駅の南側にでて、地下鉄の高架線路を潜り、駅の東側に出た。
この先、同じような風景が続きそうなので、見切りをつけて北へと向かう。

大きな公園に突き当たる。
「江坂公園」と云う。
公園の中の説明看板を見ていると、この江坂周辺には幾つかの古代遺跡があること、遺跡の一つの垂水遺跡は豊津駅まで繋がっていること、そして遺跡の中に垂水神社があること、が分かった。

駅の周りを一周したので、江坂の探索を終わろうと思っていたが、このような説明があるならもう少し頑張ってみようと歩き出した。
尚、住所地であるが、江坂駅の東は「江坂町」、北へ行くと「垂水町」となっている。

先ずは垂水神社を目指す。
山裾に鎮座している大きな神社であった。
垂水とは滝のことで、神社の北に滝があり、元々それを神体として祀っていたそうである。
実際境内には、垂水の滝の本滝と小滝がそれぞれ祀られている。

祭神は、崇徳(すとく)天皇の第一皇子である豊城入彦命とよきいりびこのみこと)で、東国を治めるために皇位を弟の垂仁天皇(すいにんてんのう)に譲ったとされている皇子である。

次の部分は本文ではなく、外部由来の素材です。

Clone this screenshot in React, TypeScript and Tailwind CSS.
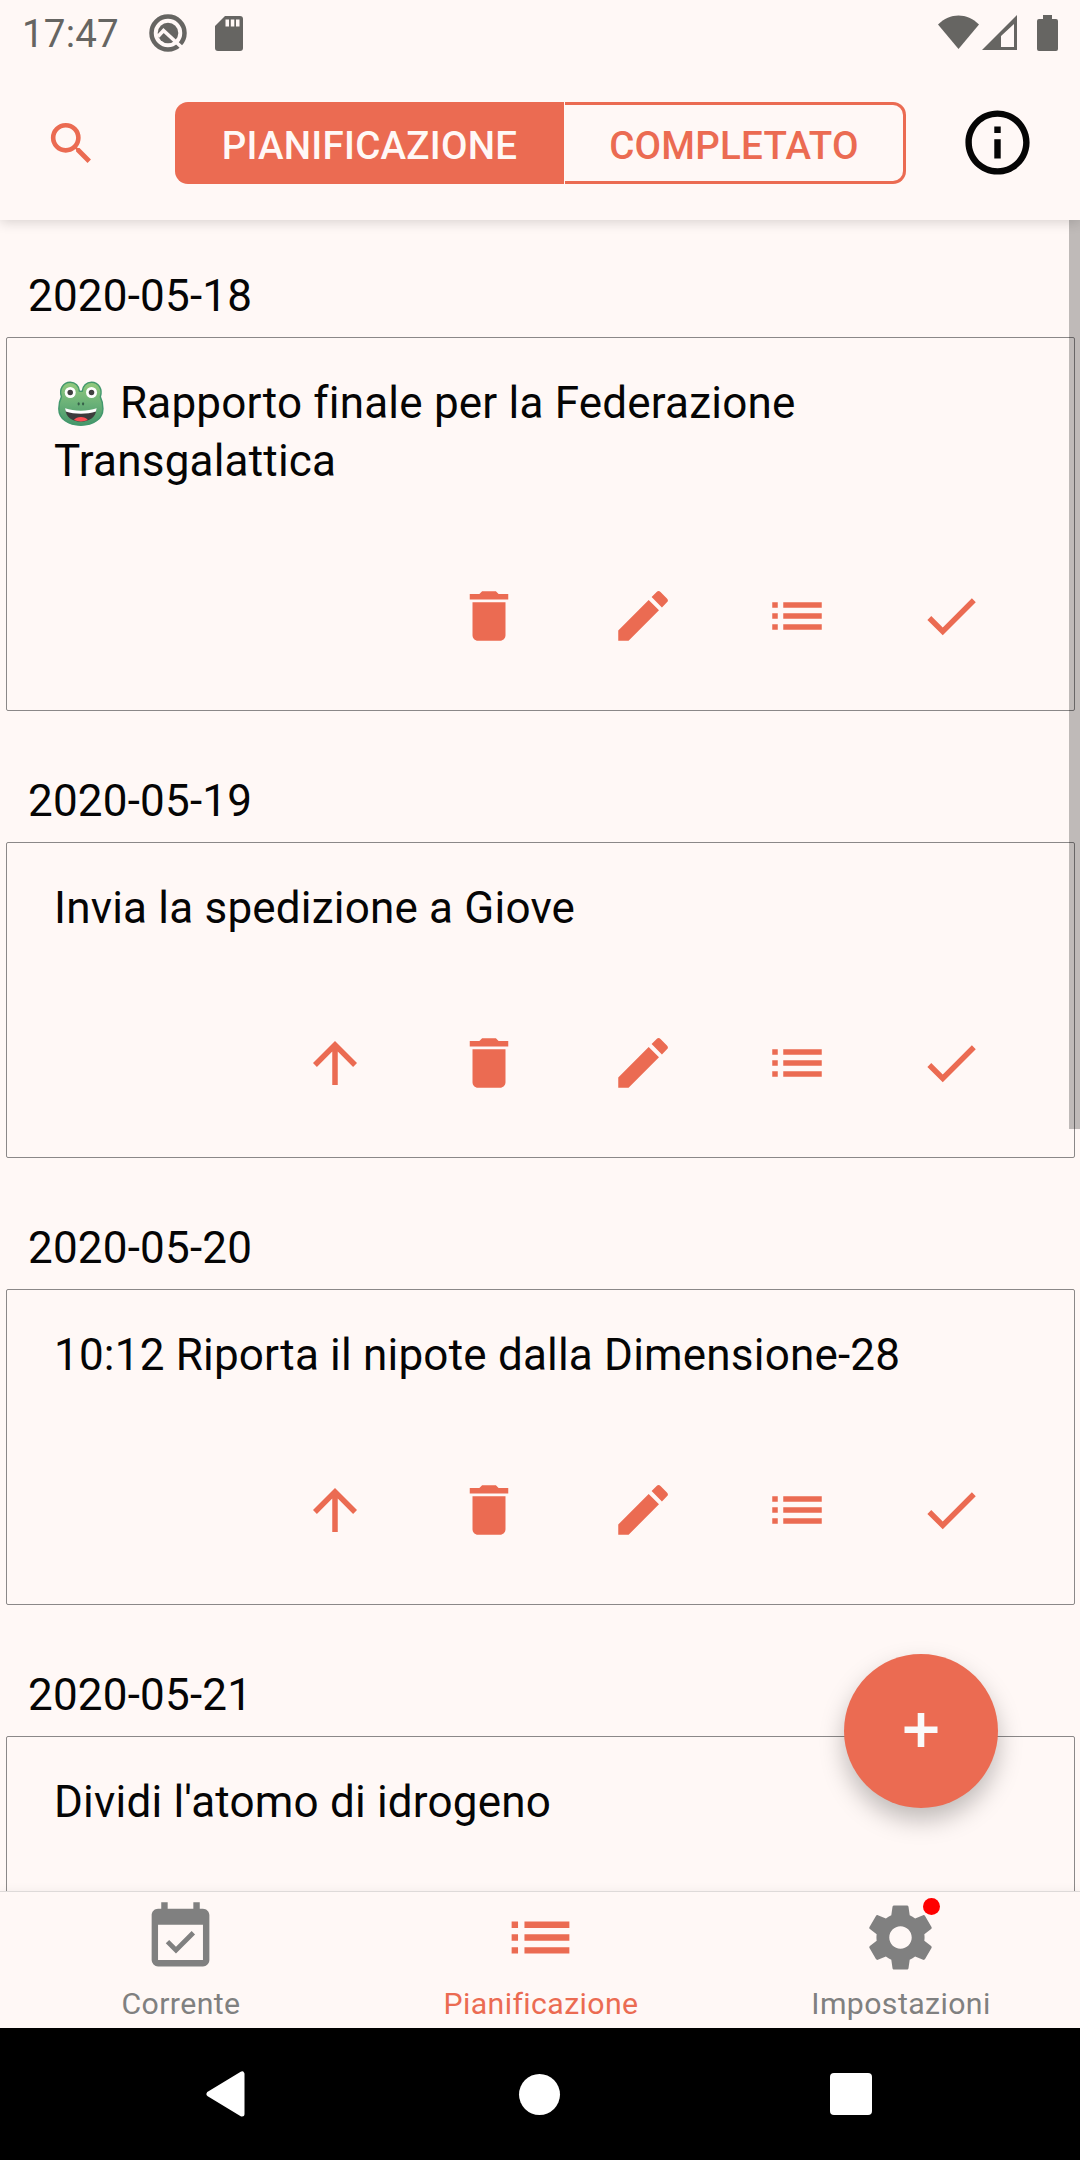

先程の遺跡であるが、この神社の裏山の境内に「垂水弥生遺跡」があるとの説明がなされている。
千里丘陵の東にあたり、昭和初期の住宅開発に伴って発見されたが、当時は考古学的な機運も無く、多くの住宅地が開発されてしまったため、現在に残っているのは神社の境内地のみであるとのことである。

神社をあとに東へ進む。
「雉子鳴き道」という道路看板が上がっている。
この道を南下してみる。

途中に、伝説「雉子畷」と云う説明看板がある。
何だろうと思って見てみると、
「昔、淀川の長柄の渡しに橋を架ける工事をしていたが、難工事で人柱をと云うことになり、
岩氏という人が人柱となって、橋は完成した。
しかし、その娘は嘆き悲しんだあまり、物言わぬ人となってしまった。
河内へ嫁いだが、帰されることになり、この辺りまで来た時に雉が鳴いて、同道の夫に撃たれてしまったのであった。
それを嘆き悲しんだ娘、
『ものいわじ 父は長柄の橋柱 雉も鳴かずば 射られざらまし』
の歌を詠んだ。以来この辺りは雉子畷と云われる」

雉も鳴かずば…はここから来てるのかと新たにしたのであった。

更に南下すると旧吹田街道に出る。
この道を東に進む。
年代物の公民館らしき建物がある。
この辺りも垂水町という住所地である。

阪急電車の「豊津駅」に到着した。線路の向こうは泉町という住所地である。

豊津と云う地名はずっとに西にあるのに「なぜ?」という疑問が上がる。

最初に行った豊津町は江坂駅の西にしかない。
古文書には「豊島(てしま)郡 豊津村 大字榎坂 ・・・」の表現がある。
また、榎坂、垂水村が合併して豊津村となったという記述もある。
豊津と云う地名はこの辺りを大きく包括する地名であったのである。

江坂駅、豊津駅とも時代は異なるが旧村の地名を残す駅といえば、当たっている。